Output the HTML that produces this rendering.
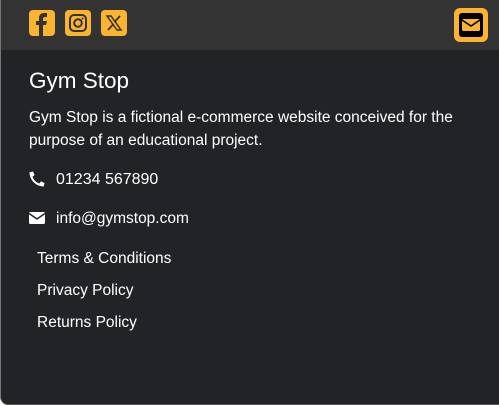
<!DOCTYPE html><html><head><style>
body{margin:0;width:499px;height:405px;background:#fff;overflow:hidden;font-family:"Liberation Sans",sans-serif;}
.w{position:absolute;left:0;top:0;width:498px;height:404px;background:#212326;border-left:1px solid #777;border-bottom:1px solid #555;border-bottom-left-radius:8px;overflow:hidden}
.h{position:absolute;left:0;top:0;width:499px;height:50px;background:#333}
.ic{position:absolute;top:10px;width:26px;height:26px;background:#fbb430;border-radius:4px}
.t{position:absolute;color:#fff;white-space:nowrap}
</style></head><body><div class="w">
<div class="h">
<div class="ic" style="left:28px"><svg width="26" height="26" viewBox="0 0 26 26"><path d="M10 26V15H7v-4h3V8c0-3 2-5 5-5h3v4h-2c-1 0-2 .5-2 2v2h4l-1 4h-3v11z" fill="#333"/></svg></div>
<div class="ic" style="left:64px"><svg width="26" height="26" viewBox="0 0 26 26"><rect x="5" y="5" width="16" height="16" rx="4" fill="none" stroke="#333" stroke-width="2"/><circle cx="13" cy="13" r="3.8" fill="none" stroke="#333" stroke-width="2"/><circle cx="17.5" cy="8.5" r="1" fill="#333"/></svg></div>
<div class="ic" style="left:100px"><svg width="26" height="26" viewBox="0 0 26 26"><path d="M6 6h4l10 14h-4z" fill="none" stroke="#333" stroke-width="1.5"/><path d="M19 6l-5.5 6M7 20l5.5-6" stroke="#333" stroke-width="1.8"/></svg></div>
<div style="position:absolute;left:453px;top:8px;width:34px;height:34px;background:#fbb430;border-radius:6px"><div style="position:absolute;left:5px;top:5px;width:24px;height:24px;background:#000;border-radius:3px"><svg width="24" height="24" viewBox="0 0 24 24"><rect x="3" y="6" width="18" height="12" rx="1.5" fill="#fbb430"/><path d="M3 7l9 6 9-6" fill="none" stroke="#000" stroke-width="1.6"/></svg></div></div>
</div>
<div class="t" style="left:28px;top:68px;font-size:22.5px">Gym Stop</div>
<div class="t" style="left:28px;top:106px;font-size:15.5px;line-height:23px;white-space:normal;width:465px">Gym Stop is a fictional e-commerce website conceived for the purpose of an educational project.</div>
<svg style="position:absolute;left:28px;top:171px" width="16" height="16" viewBox="0 0 16 16"><path d="M15.5 12l-3.5-1.6-1.7 2.1A11 11 0 0 1 3.5 5.7l2.1-1.7L4 0.5 0.5 1.3C0.5 9 7 15.5 14.7 15.5z" fill="#fff"/></svg>
<div class="t" style="left:55px;top:171px;font-size:16px">01234 567890</div>
<svg style="position:absolute;left:28px;top:212px" width="16" height="12" viewBox="0 0 16 12"><rect width="16" height="12" rx="1.5" fill="#fff"/><path d="M0 1.5l8 5.5 8-5.5" fill="none" stroke="#212326" stroke-width="1.5"/></svg>
<div class="t" style="left:55px;top:210px;font-size:15.5px">info@gymstop.com</div>
<div class="t" style="left:36px;top:250px;font-size:15.5px">Terms &amp; Conditions</div>
<div class="t" style="left:36px;top:282px;font-size:15.5px">Privacy Policy</div>
<div class="t" style="left:36px;top:314px;font-size:15.5px">Returns Policy</div>
</div></body></html>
_ _ _ _
[WHAT YOU HAVE TO DO] Each line of the material must be retyped exactly, except that images are omitted.

[RESULT OF THE TASK]
Output the HTML that produces this rendering.
<!DOCTYPE html><html><head><style>
body{margin:0;width:499px;height:405px;background:#fff;overflow:hidden;font-family:"Liberation Sans",sans-serif;}
.w{position:absolute;left:0;top:0;width:498px;height:404px;background:#212326;border-left:1px solid #777;border-bottom:1px solid #555;border-bottom-left-radius:8px;overflow:hidden}
.h{position:absolute;left:0;top:0;width:499px;height:50px;background:#333}
.ic{position:absolute;top:10px;width:26px;height:26px;background:#fbb430;border-radius:4px}
.t{position:absolute;color:#fff;white-space:nowrap}
</style></head><body><div class="w">
<div class="h">
<div class="ic" style="left:28px"><svg width="26" height="26" viewBox="0 0 26 26"><path d="M10 26V15H7v-4h3V8c0-3 2-5 5-5h3v4h-2c-1 0-2 .5-2 2v2h4l-1 4h-3v11z" fill="#333"/></svg></div>
<div class="ic" style="left:64px"><svg width="26" height="26" viewBox="0 0 26 26"><rect x="5" y="5" width="16" height="16" rx="4" fill="none" stroke="#333" stroke-width="2"/><circle cx="13" cy="13" r="3.8" fill="none" stroke="#333" stroke-width="2"/><circle cx="17.5" cy="8.5" r="1" fill="#333"/></svg></div>
<div class="ic" style="left:100px"><svg width="26" height="26" viewBox="0 0 26 26"><path d="M6 6h4l10 14h-4z" fill="none" stroke="#333" stroke-width="1.5"/><path d="M19 6l-5.5 6M7 20l5.5-6" stroke="#333" stroke-width="1.8"/></svg></div>
<div style="position:absolute;left:453px;top:8px;width:34px;height:34px;background:#fbb430;border-radius:6px"><div style="position:absolute;left:5px;top:5px;width:24px;height:24px;background:#000;border-radius:3px"><svg width="24" height="24" viewBox="0 0 24 24"><rect x="3" y="6" width="18" height="12" rx="1.5" fill="#fbb430"/><path d="M3 7l9 6 9-6" fill="none" stroke="#000" stroke-width="1.6"/></svg></div></div>
</div>
<div class="t" style="left:28px;top:68px;font-size:22.5px">Gym Stop</div>
<div class="t" style="left:28px;top:106px;font-size:15.5px;line-height:23px;white-space:normal;width:465px">Gym Stop is a fictional e-commerce website conceived for the purpose of an educational project.</div>
<svg style="position:absolute;left:28px;top:171px" width="16" height="16" viewBox="0 0 16 16"><path d="M15.5 12l-3.5-1.6-1.7 2.1A11 11 0 0 1 3.5 5.7l2.1-1.7L4 0.5 0.5 1.3C0.5 9 7 15.5 14.7 15.5z" fill="#fff"/></svg>
<div class="t" style="left:55px;top:171px;font-size:16px">01234 567890</div>
<svg style="position:absolute;left:28px;top:212px" width="16" height="12" viewBox="0 0 16 12"><rect width="16" height="12" rx="1.5" fill="#fff"/><path d="M0 1.5l8 5.5 8-5.5" fill="none" stroke="#212326" stroke-width="1.5"/></svg>
<div class="t" style="left:55px;top:210px;font-size:15.5px">info@gymstop.com</div>
<div class="t" style="left:36px;top:250px;font-size:15.5px">Terms &amp; Conditions</div>
<div class="t" style="left:36px;top:282px;font-size:15.5px">Privacy Policy</div>
<div class="t" style="left:36px;top:314px;font-size:15.5px">Returns Policy</div>
</div></body></html>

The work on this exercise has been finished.